La femme ne dort pas, mais elle ne peut pas encore parler. La petite n’a pas la force de la soulever vers le lit. Elle lui enlève ses bottines, met sous sa tête un oreiller, la couvre d’une couverture. Cela va de soi. Elle a les gestes savants de ceux qui tous les jours font cela. Même si c’est la première fois. C’est peut-être la mémoire d’avoir, bébé, été langée ou alors le savoir archaïque des habitants de cette région du monde.

 

Lorsque la femme est bien au chaud, la petite peut redevenir une enfant. À genoux sur le matelas, elle teste les ressorts. Elle fouille dans les affaires de la femme. Essaie une robe, peut-être un collier.

 

Les enfants arrivent dans un jeu d’apparition / disparition : la lumière qui balaie semble les attraper, les surprendre dans leur incursion. Ils ne marchent pas sur la pointe des pieds, mais cela en donne l’impression.

 

La femme

Quand les autres enfants arrivent, on ne sait pas d’où ils viennent. C’est comme si des autres chambres de l’hôtel, des autres maisons de la rue, des cours d’école de la ville, ils avaient entendu l’appel au jeu de la petite et qu’ils s’étaient faufilés par des chemins uniquement connus d’eux.

 

Ils se couchent tous dans le lit en faisant le moins de bruit possible. Le micro sous le matelas à ressorts amplifie chaque mouvement et dramatise cet amoncellement de corps. La lumière viendra magnifier l’image avant que les enfants ne fondent du lit.

 

S’ensuivra une discussion entre les enfants et la femme sur leur positionnement chaotique et joli dans le lit. Sur le surpeuplement du lit. Une fillette raconte que chez sa grand-mère, ils étaient quatorze enfants et qu’il y avait simplement deux lits. La femme l’interroge sur l’aspect catastrophique de la chose en référence à Perec qui dit que le lit est conçu pour le repos de deux personnes maximum, que c’est « presque toujours un signe de catastrophe que de devoir y dormir à plusieurs » (Perec, 1974 : 25). Cela tourne rapidement à la blague. On pourra ensuite parler de la nécessité de dormir au chaud, de la possibilité de veiller les uns sur les autres ou des peurs nocturnes. La discussion devra rester vivante, de soir en soir.
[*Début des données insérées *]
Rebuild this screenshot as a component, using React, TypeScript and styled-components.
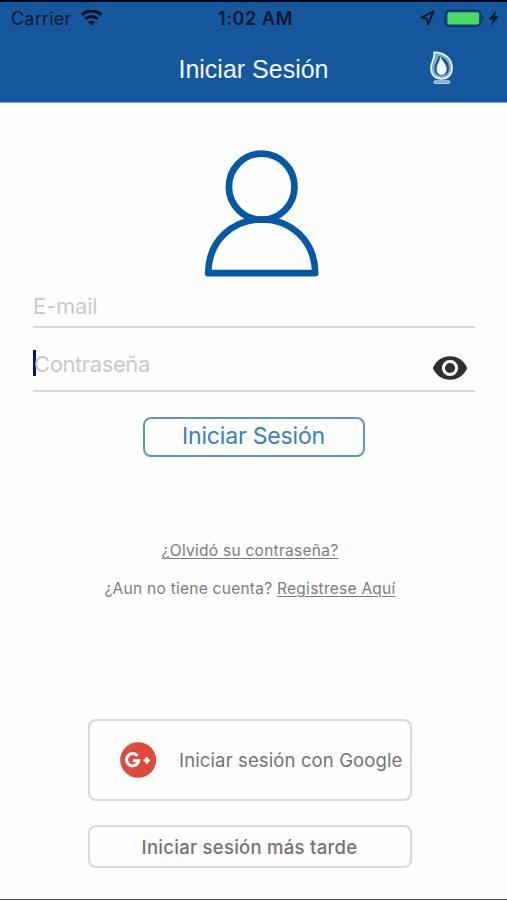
import React from 'react';
import styled, { createGlobalStyle } from 'styled-components';

const GlobalStyle = createGlobalStyle`
  * { box-sizing: border-box; }
  body { margin: 0; background: #fff; }
`;

const Screen = styled.div`
  width: 507px;
  height: 900px;
  display: flex;
  flex-direction: column;
  overflow: hidden;
  background: #fefefe;
  border-top: 2px solid #02051c;
  border-bottom: 1px solid #48484a;
  font-family: Inter, 'Liberation Sans', sans-serif;
`;

const Header = styled.header`
  flex: none;
  height: 101px;
  background: #15589e;
  border-bottom: 1px solid #7fa6cd;
`;

const StatusBar = styled.div`
  height: 33px;
  display: grid;
  grid-template-columns: 1fr auto 1fr;
  align-items: center;
  padding: 0 7px 0 11px;
  color: #07152b;
`;

const StatusGroup = styled.div<{ $end?: boolean }>`
  display: flex;
  align-items: center;
  gap: 9px;
  justify-content: ${(p) => (p.$end ? 'flex-end' : 'flex-start')};
  svg { display: block; }
`;

const Label = styled.span<{ $size: number; $weight?: number; $spacing?: number }>`
  font-size: ${(p) => p.$size}px;
  font-weight: ${(p) => p.$weight ?? 400};
  letter-spacing: ${(p) => p.$spacing ?? 0}px;
  line-height: 1.2;
  white-space: nowrap;
`;

const TitleBar = styled.div`
  height: 67px;
  display: grid;
  grid-template-columns: 1fr auto 1fr;
  align-items: center;
`;

const Title = styled.h1`
  grid-column: 2;
  margin: 0;
  font: 400 25px/30px 'Liberation Sans', Arial, sans-serif;
  color: #f4f8fc;
  white-space: nowrap;
`;

const FlameSlot = styled.div`
  margin-left: 99px;
  height: 36px;
  svg { display: block; }
`;

const Form = styled.main`
  display: flex;
  flex-direction: column;
  align-items: center;
`;

const Avatar = styled.div`
  height: 129px;
  margin: 46px 0 0 16px;
  svg { display: block; }
`;

const Field = styled.div<{ $height: number; $top: number }>`
  width: 442px;
  margin-left: 1px;
  height: ${(p) => p.$height}px;
  padding-top: ${(p) => p.$top}px;
  border-bottom: 2px solid #d9d9d9;
  display: flex;
  align-items: flex-start;
  color: #c9c9cb;
`;

const Caret = styled.i`
  width: 3px;
  height: 26px;
  margin: -1px -2px 0 0;
  background: #0b0b86;
`;

const EyeButton = styled.button`
  margin: 4px 7px 0 auto;
  padding: 0;
  border: 0;
  background: none;
  svg { display: block; }
`;

const OutlineButton = styled.button<{ $w: number; $h: number; $mt: number; $tone: string; $line: string; $pad?: string; $mr?: number }>`
  width: ${(p) => p.$w}px;
  height: ${(p) => p.$h}px;
  margin-top: ${(p) => p.$mt}px;
  margin-right: ${(p) => p.$mr ?? 0}px;
  padding: ${(p) => p.$pad ?? '0'};
  display: flex;
  align-items: center;
  justify-content: ${(p) => (p.$pad ? 'space-between' : 'center')};
  border: 2px solid ${(p) => p.$line};
  border-radius: 8px;
  background: #fefefe;
  color: ${(p) => p.$tone};
  font-family: inherit;
`;

const Links = styled.div`
  margin-top: 85px;
  margin-right: 7px;
  display: flex;
  flex-direction: column;
  align-items: center;
  gap: 19px;
  color: #7b7b7b;
`;

const Link = styled.a`
  text-decoration: underline;
  text-decoration-thickness: 1px;
  text-underline-offset: 2px;
`;

export default function App() {
  return (
    <>
      <GlobalStyle />
      <Screen>
        <Header>
          <StatusBar>
            <StatusGroup>
              <Label $size={18} $spacing={0.2}>Carrier</Label>
              <svg width="23" height="17" viewBox="0 0 23 17">
                <g fill="none" stroke="#06101f" strokeWidth="3">
                  <path d="M1.700 4.800C7.200-.4 15.800-.4 21.300 4.800" />
                  <path d="M5.200 9c3.600-3.300 9-3.300 12.600 0" />
                </g>
                <path fill="#06101f" d="M11.500 15.500L8 11.900c1.900-1.600 5.100-1.600 7 0z" />
              </svg>
            </StatusGroup>
            <Label $size={18} $weight={600} $spacing={0.6}>1:02 AM</Label>
            <StatusGroup $end>
              <svg width="80" height="20" viewBox="0 0 80 20">
                <path d="M13.600 2.700L1.400 8.300l5.300 1.300 1.300 5.800z" fill="none" stroke="#07152b" strokeWidth="1.900" strokeLinejoin="round" />
                <rect x="25.300" y="1.300" width="35.400" height="15.900" rx="4.300" fill="#124780" stroke="#0d376b" strokeWidth="1.700" />
                <rect x="27.400" y="3.200" width="31.800" height="12.300" rx="2.200" fill="#4cd965" />
                <path d="M62.500 6.500c2.200.7 2.200 4.500 0 5.200z" fill="#0d376b" />
                <path d="M76.500 1.200l-8 9.200h4.200l-2 6.500 8-9.700h-4.300z" fill="#07152b" />
              </svg>
            </StatusGroup>
          </StatusBar>
          <TitleBar>
            <Title>Iniciar Sesión</Title>
            <FlameSlot>
              <svg width="28" height="36" viewBox="0 0 28 36">
                <path d="M6.200 1.300C7.300 7.800 3 10.500 3 17c0 6.600 4.200 10.800 10.500 10.800S24 23.600 24 17C24 8.500 17.500 1.300 6.200 1.300z" fill="#7fa6cf" stroke="#edf5fc" strokeWidth="1.700" />
                <path d="M9.500 4.300C10.300 10 5.700 11.800 5.700 17.300c0 4.900 3.100 7.800 7.900 7.800s7.900-2.900 7.900-7.800C21.500 10.500 16.500 5.300 9.500 4.300z" fill="#15589e" stroke="#c4d8ec" strokeWidth=".6" />
                <path d="M11.800 5.300c.8 5-3.200 7.700-3.200 12.800 0 3.600 1.900 5.800 5 5.800s5-2.200 5-5.800c0-4.700-3.900-7.800-6.800-12.800z" fill="#edf5fc" />
                <rect x="5.900" y="29.800" width="16" height="2.700" rx="1.200" fill="#7da7d2" stroke="#d9e8f6" strokeWidth=".8" />
              </svg>
            </FlameSlot>
          </TitleBar>
        </Header>
        <Form>
          <Avatar>
            <svg width="116" height="129" viewBox="0 0 116 129">
              <g fill="none" stroke="#0458a5" strokeWidth="6.700" strokeLinejoin="round">
                <ellipse cx="57.700" cy="37.700" rx="32.800" ry="33" />
                <path d="M4.200 124.200C4.500 91 29.200 70.500 57.700 70.500S111 91 111.200 124.200z" />
              </g>
            </svg>
          </Avatar>
          <Field $height={50} $top={15}>
            <Label $size={22} $spacing={-0.2}>E-mail</Label>
          </Field>
          <Field $height={64} $top={23}>
            <Caret />
            <Label $size={22} $spacing={-0.4}>Contraseña</Label>
            <EyeButton aria-label="Mostrar contraseña">
              <svg width="36" height="26" viewBox="0 0 36 26">
                <path d="M.8 13C4 5.600 10.400 1.200 18 1.200S32 5.600 35.200 13C32 20.400 25.600 24.800 18 24.800S4 20.400.8 13z" fill="#303030" />
                <circle cx="18" cy="13" r="6.600" fill="#303030" stroke="#fff" strokeWidth="3" />
              </svg>
            </EyeButton>
          </Field>
          <OutlineButton $w={222} $h={40} $mt={25} $tone="#397fb8" $line="#5b98c6">
            <Label $size={23} $spacing={-0.18}>Iniciar Sesión</Label>
          </OutlineButton>
          <Links>
            <Label $size={15.5} $spacing={0.27}><Link>¿Olvidó su contraseña?</Link></Label>
            <Label $size={15.5} $spacing={0.26}>¿Aun no tiene cuenta? <Link>Registrese Aquí</Link></Label>
          </Links>
          <OutlineButton $w={324} $h={82} $mt={121} $mr={8} $tone="#737373" $line="#d9d9d9" $pad="0 7px 0 30px">
            <svg width="38" height="38" viewBox="0 0 38 38">
              <ellipse cx="18.200" cy="19" rx="18" ry="17.800" fill="#dc4b3e" />
              <path d="M17.400 14.800A6.100 6.100 0 1 0 18.700 19.700h-5.800" fill="none" stroke="#fff" strokeWidth="3" />
              <path d="M26.800 16.300v6.400M23.600 19.500H30" stroke="#fff" strokeWidth="2.500" />
            </svg>
            <Label $size={18.5} $spacing={0.12}>Iniciar sesión con Google</Label>
          </OutlineButton>
          <OutlineButton $w={324} $h={43} $mt={24} $mr={8} $tone="#737373" $line="#d9d9d9">
            <Label $size={18.5} $weight={500} $spacing={0.27}>Iniciar sesión más tarde</Label>
          </OutlineButton>
        </Form>
      </Screen>
    </>
  );
}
Dans le corps de l’enfant (suite)

Dans la vie, quand les enfants jouent en incarnant des situations, ils en inventent les rebondissements, au fur et à mesure. Rares sont ceux qui écrivent d’abord l’histoire avant de la performer et, s’ils le font, ils se permettront probablement ensuite de la modifier en direct, de la commenter, de la réinventer, rejouant souvent la même situation mais sous différentes variations, en en déployant les possibles. Cette force du jeu enfantin qui ne fait pas de distinction entre l’auteur·trice et l’acteur·trice influence notre façon d’écrire collectivement et à partir du plateau. Pour magnifier, comme nous l’avons précédemment évoqué, le corps de l’enfant dans son énergie brute. Pour qu’il y ait une véritable rencontre avec l’adulte, il faut s’en inspirer; que les adultes, celle-là en scène comme les concepteur·trices à la régie, s’aventurent vers d’autres façons de créer, plus proches du jeu enfantin que du jeu théâtral. Non pas pour faire l’économie de la peur et de la gravité de l’existence, mais pour défendre une approche du jeu qui ne masque pas le fait que l’on cherche en jouant, et que chaque instant de vie est nouveau et nous échappe.